──────── RECORDED INFORMATION ────────
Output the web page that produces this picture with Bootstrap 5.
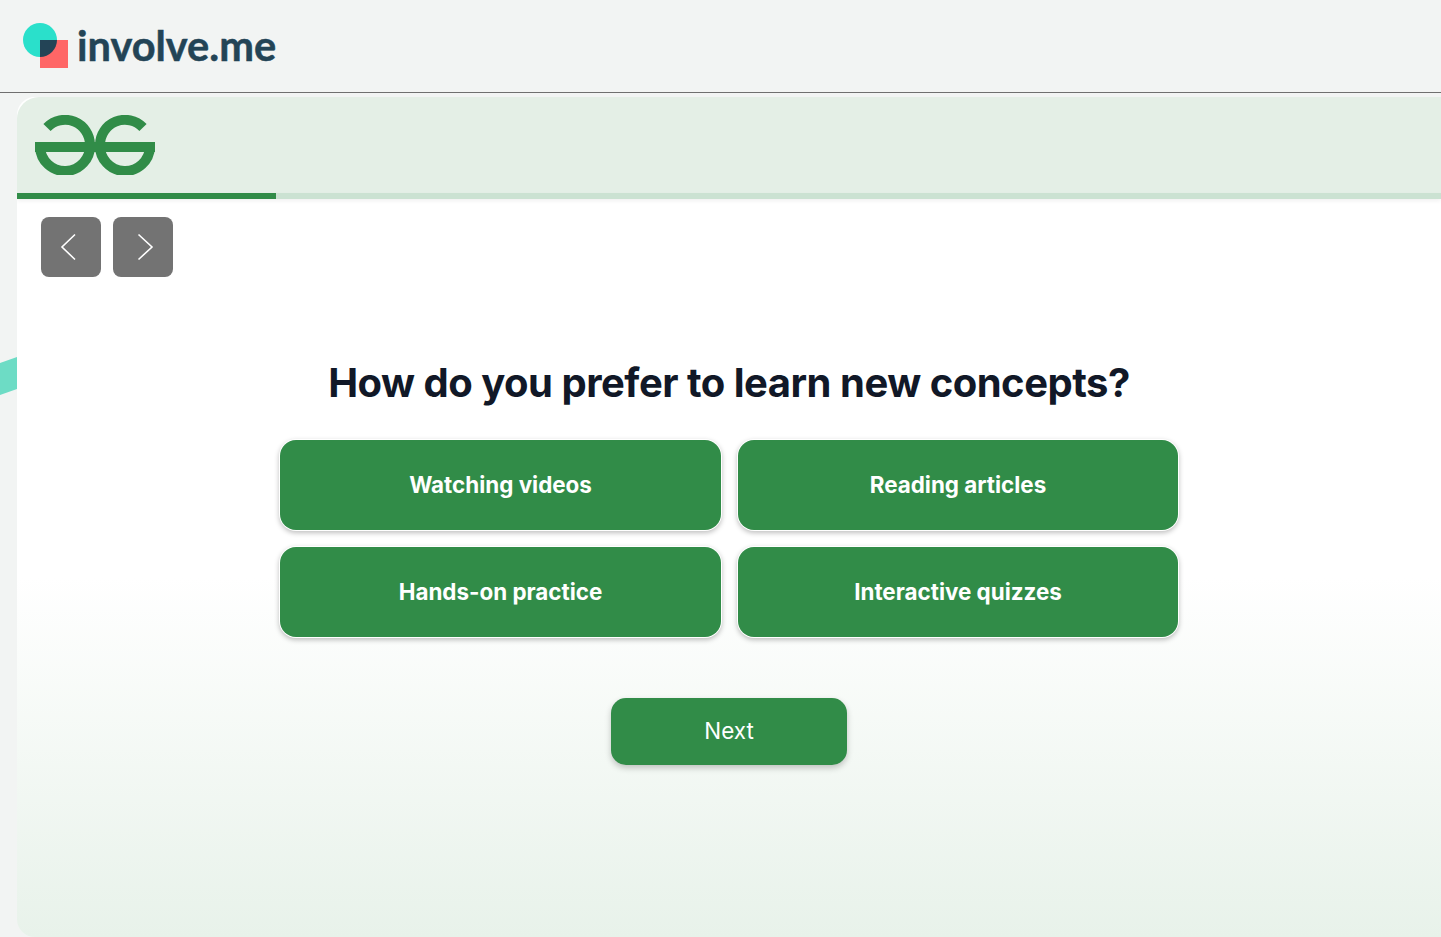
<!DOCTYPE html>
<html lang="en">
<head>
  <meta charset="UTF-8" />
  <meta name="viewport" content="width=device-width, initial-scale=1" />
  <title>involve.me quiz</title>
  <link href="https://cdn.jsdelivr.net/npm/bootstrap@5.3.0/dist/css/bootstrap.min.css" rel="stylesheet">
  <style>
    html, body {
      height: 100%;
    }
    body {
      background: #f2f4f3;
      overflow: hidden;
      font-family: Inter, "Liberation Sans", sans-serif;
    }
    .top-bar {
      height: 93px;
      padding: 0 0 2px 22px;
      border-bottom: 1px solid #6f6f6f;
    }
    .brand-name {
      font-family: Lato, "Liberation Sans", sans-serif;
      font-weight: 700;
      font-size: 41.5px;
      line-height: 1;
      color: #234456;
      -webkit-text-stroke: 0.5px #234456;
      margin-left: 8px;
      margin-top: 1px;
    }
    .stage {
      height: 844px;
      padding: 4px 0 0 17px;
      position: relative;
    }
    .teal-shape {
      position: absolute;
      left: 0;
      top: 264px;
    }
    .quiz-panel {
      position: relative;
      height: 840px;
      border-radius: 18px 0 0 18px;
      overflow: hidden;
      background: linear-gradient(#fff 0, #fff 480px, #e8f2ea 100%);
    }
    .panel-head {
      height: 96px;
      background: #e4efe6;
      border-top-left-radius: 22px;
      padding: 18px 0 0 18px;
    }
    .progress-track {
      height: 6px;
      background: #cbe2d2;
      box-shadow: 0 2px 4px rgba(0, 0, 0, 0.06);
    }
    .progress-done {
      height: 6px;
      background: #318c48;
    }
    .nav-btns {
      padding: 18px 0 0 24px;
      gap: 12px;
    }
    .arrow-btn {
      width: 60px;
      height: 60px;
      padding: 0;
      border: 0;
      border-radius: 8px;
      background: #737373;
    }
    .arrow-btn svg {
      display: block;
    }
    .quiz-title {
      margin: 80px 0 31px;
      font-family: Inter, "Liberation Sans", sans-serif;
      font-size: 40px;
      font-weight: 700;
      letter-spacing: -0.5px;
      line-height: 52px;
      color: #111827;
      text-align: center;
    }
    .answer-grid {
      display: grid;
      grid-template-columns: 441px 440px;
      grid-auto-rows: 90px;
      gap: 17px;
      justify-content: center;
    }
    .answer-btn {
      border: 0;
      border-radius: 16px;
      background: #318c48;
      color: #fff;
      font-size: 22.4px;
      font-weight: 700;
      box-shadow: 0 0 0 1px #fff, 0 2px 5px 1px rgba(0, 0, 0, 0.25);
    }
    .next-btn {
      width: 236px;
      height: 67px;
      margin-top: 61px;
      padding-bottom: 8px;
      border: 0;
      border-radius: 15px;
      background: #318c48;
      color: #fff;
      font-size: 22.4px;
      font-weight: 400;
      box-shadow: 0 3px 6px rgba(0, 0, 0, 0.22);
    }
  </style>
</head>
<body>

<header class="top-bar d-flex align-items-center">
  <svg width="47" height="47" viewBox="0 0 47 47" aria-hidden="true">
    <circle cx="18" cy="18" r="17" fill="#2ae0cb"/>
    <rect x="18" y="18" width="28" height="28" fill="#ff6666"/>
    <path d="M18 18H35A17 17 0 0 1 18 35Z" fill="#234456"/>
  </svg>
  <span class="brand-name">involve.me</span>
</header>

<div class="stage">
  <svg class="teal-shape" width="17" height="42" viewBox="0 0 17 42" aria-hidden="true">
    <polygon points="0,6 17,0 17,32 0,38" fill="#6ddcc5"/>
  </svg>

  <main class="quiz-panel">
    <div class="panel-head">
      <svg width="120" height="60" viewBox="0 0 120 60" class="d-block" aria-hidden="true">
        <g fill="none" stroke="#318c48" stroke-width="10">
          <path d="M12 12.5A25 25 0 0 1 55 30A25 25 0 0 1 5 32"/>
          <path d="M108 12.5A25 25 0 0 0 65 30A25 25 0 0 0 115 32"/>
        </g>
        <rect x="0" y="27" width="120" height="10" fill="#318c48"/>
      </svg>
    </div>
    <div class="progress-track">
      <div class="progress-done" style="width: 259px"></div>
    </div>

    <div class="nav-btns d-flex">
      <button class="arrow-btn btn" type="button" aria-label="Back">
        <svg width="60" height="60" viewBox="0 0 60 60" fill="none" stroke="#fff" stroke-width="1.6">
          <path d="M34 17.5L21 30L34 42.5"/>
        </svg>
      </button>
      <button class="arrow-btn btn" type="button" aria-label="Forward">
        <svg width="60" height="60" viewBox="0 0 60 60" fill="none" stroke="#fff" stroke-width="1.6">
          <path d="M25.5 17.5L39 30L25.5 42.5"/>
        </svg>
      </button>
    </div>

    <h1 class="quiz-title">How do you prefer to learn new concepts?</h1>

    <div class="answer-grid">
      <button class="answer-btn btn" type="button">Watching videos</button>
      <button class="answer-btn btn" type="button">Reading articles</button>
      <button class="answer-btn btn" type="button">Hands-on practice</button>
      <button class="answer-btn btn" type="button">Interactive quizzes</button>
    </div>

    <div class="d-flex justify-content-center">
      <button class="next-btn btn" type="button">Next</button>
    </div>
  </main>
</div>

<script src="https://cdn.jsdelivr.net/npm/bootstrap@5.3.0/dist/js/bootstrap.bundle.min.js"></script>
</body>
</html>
────────
● WHAT YOU WILL DO
Leaving out the pictures, repeat the data above exactly.

● ANSWER IN FULL
Output the web page that produces this picture with Bootstrap 5.
<!DOCTYPE html>
<html lang="en">
<head>
  <meta charset="UTF-8" />
  <meta name="viewport" content="width=device-width, initial-scale=1" />
  <title>involve.me quiz</title>
  <link href="https://cdn.jsdelivr.net/npm/bootstrap@5.3.0/dist/css/bootstrap.min.css" rel="stylesheet">
  <style>
    html, body {
      height: 100%;
    }
    body {
      background: #f2f4f3;
      overflow: hidden;
      font-family: Inter, "Liberation Sans", sans-serif;
    }
    .top-bar {
      height: 93px;
      padding: 0 0 2px 22px;
      border-bottom: 1px solid #6f6f6f;
    }
    .brand-name {
      font-family: Lato, "Liberation Sans", sans-serif;
      font-weight: 700;
      font-size: 41.5px;
      line-height: 1;
      color: #234456;
      -webkit-text-stroke: 0.5px #234456;
      margin-left: 8px;
      margin-top: 1px;
    }
    .stage {
      height: 844px;
      padding: 4px 0 0 17px;
      position: relative;
    }
    .teal-shape {
      position: absolute;
      left: 0;
      top: 264px;
    }
    .quiz-panel {
      position: relative;
      height: 840px;
      border-radius: 18px 0 0 18px;
      overflow: hidden;
      background: linear-gradient(#fff 0, #fff 480px, #e8f2ea 100%);
    }
    .panel-head {
      height: 96px;
      background: #e4efe6;
      border-top-left-radius: 22px;
      padding: 18px 0 0 18px;
    }
    .progress-track {
      height: 6px;
      background: #cbe2d2;
      box-shadow: 0 2px 4px rgba(0, 0, 0, 0.06);
    }
    .progress-done {
      height: 6px;
      background: #318c48;
    }
    .nav-btns {
      padding: 18px 0 0 24px;
      gap: 12px;
    }
    .arrow-btn {
      width: 60px;
      height: 60px;
      padding: 0;
      border: 0;
      border-radius: 8px;
      background: #737373;
    }
    .arrow-btn svg {
      display: block;
    }
    .quiz-title {
      margin: 80px 0 31px;
      font-family: Inter, "Liberation Sans", sans-serif;
      font-size: 40px;
      font-weight: 700;
      letter-spacing: -0.5px;
      line-height: 52px;
      color: #111827;
      text-align: center;
    }
    .answer-grid {
      display: grid;
      grid-template-columns: 441px 440px;
      grid-auto-rows: 90px;
      gap: 17px;
      justify-content: center;
    }
    .answer-btn {
      border: 0;
      border-radius: 16px;
      background: #318c48;
      color: #fff;
      font-size: 22.4px;
      font-weight: 700;
      box-shadow: 0 0 0 1px #fff, 0 2px 5px 1px rgba(0, 0, 0, 0.25);
    }
    .next-btn {
      width: 236px;
      height: 67px;
      margin-top: 61px;
      padding-bottom: 8px;
      border: 0;
      border-radius: 15px;
      background: #318c48;
      color: #fff;
      font-size: 22.4px;
      font-weight: 400;
      box-shadow: 0 3px 6px rgba(0, 0, 0, 0.22);
    }
  </style>
</head>
<body>

<header class="top-bar d-flex align-items-center">
  <svg width="47" height="47" viewBox="0 0 47 47" aria-hidden="true">
    <circle cx="18" cy="18" r="17" fill="#2ae0cb"/>
    <rect x="18" y="18" width="28" height="28" fill="#ff6666"/>
    <path d="M18 18H35A17 17 0 0 1 18 35Z" fill="#234456"/>
  </svg>
  <span class="brand-name">involve.me</span>
</header>

<div class="stage">
  <svg class="teal-shape" width="17" height="42" viewBox="0 0 17 42" aria-hidden="true">
    <polygon points="0,6 17,0 17,32 0,38" fill="#6ddcc5"/>
  </svg>

  <main class="quiz-panel">
    <div class="panel-head">
      <svg width="120" height="60" viewBox="0 0 120 60" class="d-block" aria-hidden="true">
        <g fill="none" stroke="#318c48" stroke-width="10">
          <path d="M12 12.5A25 25 0 0 1 55 30A25 25 0 0 1 5 32"/>
          <path d="M108 12.5A25 25 0 0 0 65 30A25 25 0 0 0 115 32"/>
        </g>
        <rect x="0" y="27" width="120" height="10" fill="#318c48"/>
      </svg>
    </div>
    <div class="progress-track">
      <div class="progress-done" style="width: 259px"></div>
    </div>

    <div class="nav-btns d-flex">
      <button class="arrow-btn btn" type="button" aria-label="Back">
        <svg width="60" height="60" viewBox="0 0 60 60" fill="none" stroke="#fff" stroke-width="1.6">
          <path d="M34 17.5L21 30L34 42.5"/>
        </svg>
      </button>
      <button class="arrow-btn btn" type="button" aria-label="Forward">
        <svg width="60" height="60" viewBox="0 0 60 60" fill="none" stroke="#fff" stroke-width="1.6">
          <path d="M25.5 17.5L39 30L25.5 42.5"/>
        </svg>
      </button>
    </div>

    <h1 class="quiz-title">How do you prefer to learn new concepts?</h1>

    <div class="answer-grid">
      <button class="answer-btn btn" type="button">Watching videos</button>
      <button class="answer-btn btn" type="button">Reading articles</button>
      <button class="answer-btn btn" type="button">Hands-on practice</button>
      <button class="answer-btn btn" type="button">Interactive quizzes</button>
    </div>

    <div class="d-flex justify-content-center">
      <button class="next-btn btn" type="button">Next</button>
    </div>
  </main>
</div>

<script src="https://cdn.jsdelivr.net/npm/bootstrap@5.3.0/dist/js/bootstrap.bundle.min.js"></script>
</body>
</html>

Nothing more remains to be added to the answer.